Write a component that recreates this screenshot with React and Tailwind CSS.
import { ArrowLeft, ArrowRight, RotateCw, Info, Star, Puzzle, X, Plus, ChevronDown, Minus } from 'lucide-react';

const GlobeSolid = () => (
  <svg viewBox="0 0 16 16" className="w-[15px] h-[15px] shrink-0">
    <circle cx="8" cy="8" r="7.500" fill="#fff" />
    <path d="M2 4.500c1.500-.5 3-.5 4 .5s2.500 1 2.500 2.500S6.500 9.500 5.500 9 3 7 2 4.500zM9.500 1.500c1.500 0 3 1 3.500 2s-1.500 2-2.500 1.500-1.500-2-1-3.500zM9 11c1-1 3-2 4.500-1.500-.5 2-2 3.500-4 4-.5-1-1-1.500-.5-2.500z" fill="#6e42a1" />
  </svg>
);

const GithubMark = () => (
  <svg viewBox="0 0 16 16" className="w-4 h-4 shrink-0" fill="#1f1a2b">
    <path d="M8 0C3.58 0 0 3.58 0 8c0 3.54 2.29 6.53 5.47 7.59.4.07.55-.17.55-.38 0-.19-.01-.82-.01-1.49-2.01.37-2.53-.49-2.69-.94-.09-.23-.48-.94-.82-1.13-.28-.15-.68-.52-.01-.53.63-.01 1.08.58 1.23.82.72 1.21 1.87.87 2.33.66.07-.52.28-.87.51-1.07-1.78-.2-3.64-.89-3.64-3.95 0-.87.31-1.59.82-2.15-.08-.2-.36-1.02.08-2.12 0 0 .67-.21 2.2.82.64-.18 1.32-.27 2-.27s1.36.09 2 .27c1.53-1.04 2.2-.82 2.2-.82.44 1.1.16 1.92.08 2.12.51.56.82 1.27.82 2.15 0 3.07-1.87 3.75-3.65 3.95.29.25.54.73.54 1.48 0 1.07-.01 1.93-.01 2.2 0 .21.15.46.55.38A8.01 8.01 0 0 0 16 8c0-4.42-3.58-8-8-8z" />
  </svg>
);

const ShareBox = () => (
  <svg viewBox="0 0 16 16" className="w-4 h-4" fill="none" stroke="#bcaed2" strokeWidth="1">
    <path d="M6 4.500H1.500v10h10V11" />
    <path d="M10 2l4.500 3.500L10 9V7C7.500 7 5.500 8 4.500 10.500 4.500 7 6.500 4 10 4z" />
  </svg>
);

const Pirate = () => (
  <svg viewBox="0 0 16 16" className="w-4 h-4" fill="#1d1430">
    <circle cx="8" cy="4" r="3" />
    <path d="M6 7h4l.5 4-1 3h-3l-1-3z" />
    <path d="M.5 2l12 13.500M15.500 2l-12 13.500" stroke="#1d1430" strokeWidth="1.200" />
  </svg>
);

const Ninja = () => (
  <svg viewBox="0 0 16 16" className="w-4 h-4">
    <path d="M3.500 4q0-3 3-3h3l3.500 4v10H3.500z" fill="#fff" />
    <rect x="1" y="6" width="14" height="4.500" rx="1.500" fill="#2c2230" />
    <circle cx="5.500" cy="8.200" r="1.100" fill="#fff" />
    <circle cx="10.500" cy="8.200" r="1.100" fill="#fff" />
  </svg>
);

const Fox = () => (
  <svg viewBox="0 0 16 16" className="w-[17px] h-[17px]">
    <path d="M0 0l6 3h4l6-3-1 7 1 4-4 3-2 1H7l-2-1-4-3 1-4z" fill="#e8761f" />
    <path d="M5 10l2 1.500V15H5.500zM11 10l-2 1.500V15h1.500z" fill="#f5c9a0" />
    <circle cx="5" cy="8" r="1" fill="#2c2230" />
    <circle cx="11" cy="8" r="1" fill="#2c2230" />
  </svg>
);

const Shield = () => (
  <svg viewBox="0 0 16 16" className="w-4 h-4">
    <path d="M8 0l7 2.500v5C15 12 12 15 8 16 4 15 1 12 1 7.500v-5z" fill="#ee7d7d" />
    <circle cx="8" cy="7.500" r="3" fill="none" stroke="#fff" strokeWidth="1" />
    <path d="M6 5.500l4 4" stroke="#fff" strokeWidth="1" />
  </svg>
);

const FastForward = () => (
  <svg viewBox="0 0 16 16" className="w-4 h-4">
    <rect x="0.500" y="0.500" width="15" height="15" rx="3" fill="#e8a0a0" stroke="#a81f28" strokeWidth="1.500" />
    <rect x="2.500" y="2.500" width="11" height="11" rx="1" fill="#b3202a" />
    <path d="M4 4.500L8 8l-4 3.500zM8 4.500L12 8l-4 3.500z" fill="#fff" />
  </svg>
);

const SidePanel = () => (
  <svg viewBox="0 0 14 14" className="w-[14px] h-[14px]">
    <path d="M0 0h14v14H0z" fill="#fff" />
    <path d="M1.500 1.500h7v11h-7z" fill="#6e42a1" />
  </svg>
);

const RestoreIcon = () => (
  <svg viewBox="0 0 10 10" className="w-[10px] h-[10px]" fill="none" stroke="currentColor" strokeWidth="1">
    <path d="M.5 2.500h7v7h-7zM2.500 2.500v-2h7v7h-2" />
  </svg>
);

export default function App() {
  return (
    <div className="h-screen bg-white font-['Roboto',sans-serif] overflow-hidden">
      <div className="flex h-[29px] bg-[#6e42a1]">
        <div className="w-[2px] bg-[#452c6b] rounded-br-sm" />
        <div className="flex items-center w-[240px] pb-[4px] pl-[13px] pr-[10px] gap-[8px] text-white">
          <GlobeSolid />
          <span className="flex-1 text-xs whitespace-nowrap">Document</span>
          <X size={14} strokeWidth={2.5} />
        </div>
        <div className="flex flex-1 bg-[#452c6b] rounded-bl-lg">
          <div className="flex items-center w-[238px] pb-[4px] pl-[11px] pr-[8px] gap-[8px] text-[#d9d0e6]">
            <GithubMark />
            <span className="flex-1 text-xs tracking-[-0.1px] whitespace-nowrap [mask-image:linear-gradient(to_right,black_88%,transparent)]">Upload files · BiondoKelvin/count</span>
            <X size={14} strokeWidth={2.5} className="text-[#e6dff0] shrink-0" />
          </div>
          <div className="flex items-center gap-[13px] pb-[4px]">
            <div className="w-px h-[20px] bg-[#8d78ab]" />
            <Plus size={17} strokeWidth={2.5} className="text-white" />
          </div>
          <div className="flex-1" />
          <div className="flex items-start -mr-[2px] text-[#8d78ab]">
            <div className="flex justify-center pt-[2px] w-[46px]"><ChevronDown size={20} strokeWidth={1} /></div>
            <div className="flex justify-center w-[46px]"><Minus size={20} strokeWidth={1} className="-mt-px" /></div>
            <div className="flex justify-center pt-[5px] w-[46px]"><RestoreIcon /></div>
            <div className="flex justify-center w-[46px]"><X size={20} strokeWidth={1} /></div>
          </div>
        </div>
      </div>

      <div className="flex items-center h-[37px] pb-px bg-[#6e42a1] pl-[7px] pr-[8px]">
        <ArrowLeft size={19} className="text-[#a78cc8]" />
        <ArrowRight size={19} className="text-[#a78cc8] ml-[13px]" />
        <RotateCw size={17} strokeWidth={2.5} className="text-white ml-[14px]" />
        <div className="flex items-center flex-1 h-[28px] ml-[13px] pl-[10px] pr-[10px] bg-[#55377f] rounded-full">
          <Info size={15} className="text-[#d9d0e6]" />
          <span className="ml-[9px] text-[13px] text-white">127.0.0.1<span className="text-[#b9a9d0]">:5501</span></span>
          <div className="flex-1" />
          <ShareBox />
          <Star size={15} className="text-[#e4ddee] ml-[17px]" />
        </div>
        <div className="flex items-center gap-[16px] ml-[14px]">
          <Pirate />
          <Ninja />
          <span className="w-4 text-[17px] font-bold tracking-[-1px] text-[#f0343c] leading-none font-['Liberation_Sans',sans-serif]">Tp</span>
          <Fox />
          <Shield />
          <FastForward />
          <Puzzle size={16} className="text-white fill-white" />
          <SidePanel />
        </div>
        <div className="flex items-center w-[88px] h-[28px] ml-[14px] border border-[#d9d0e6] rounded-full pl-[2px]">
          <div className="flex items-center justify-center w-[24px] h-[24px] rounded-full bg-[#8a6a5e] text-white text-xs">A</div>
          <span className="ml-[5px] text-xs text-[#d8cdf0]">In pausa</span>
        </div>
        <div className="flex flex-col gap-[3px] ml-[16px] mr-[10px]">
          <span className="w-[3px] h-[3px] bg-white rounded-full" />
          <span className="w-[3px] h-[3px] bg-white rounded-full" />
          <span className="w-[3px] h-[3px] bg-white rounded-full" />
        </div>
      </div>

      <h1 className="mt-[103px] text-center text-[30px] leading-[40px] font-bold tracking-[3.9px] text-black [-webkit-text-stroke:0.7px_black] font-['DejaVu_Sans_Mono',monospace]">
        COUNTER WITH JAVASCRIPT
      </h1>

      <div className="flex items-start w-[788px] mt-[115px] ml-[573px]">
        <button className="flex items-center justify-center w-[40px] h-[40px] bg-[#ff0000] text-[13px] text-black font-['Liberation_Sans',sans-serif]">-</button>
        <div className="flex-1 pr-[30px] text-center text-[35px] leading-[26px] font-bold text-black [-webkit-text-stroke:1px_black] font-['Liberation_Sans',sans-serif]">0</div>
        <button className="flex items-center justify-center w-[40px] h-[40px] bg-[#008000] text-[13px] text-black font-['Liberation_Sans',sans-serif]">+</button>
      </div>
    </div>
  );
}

····················

**Task**
Set down verbatim only the lines between the start of the data above and the line with "Plus, ChevronDown, Minus", both boundaries included.

**Output of the exercise**
Write a component that recreates this screenshot with React and Tailwind CSS.
import { ArrowLeft, ArrowRight, RotateCw, Info, Star, Puzzle, X, Plus, ChevronDown, Minus } from 'lucide-react';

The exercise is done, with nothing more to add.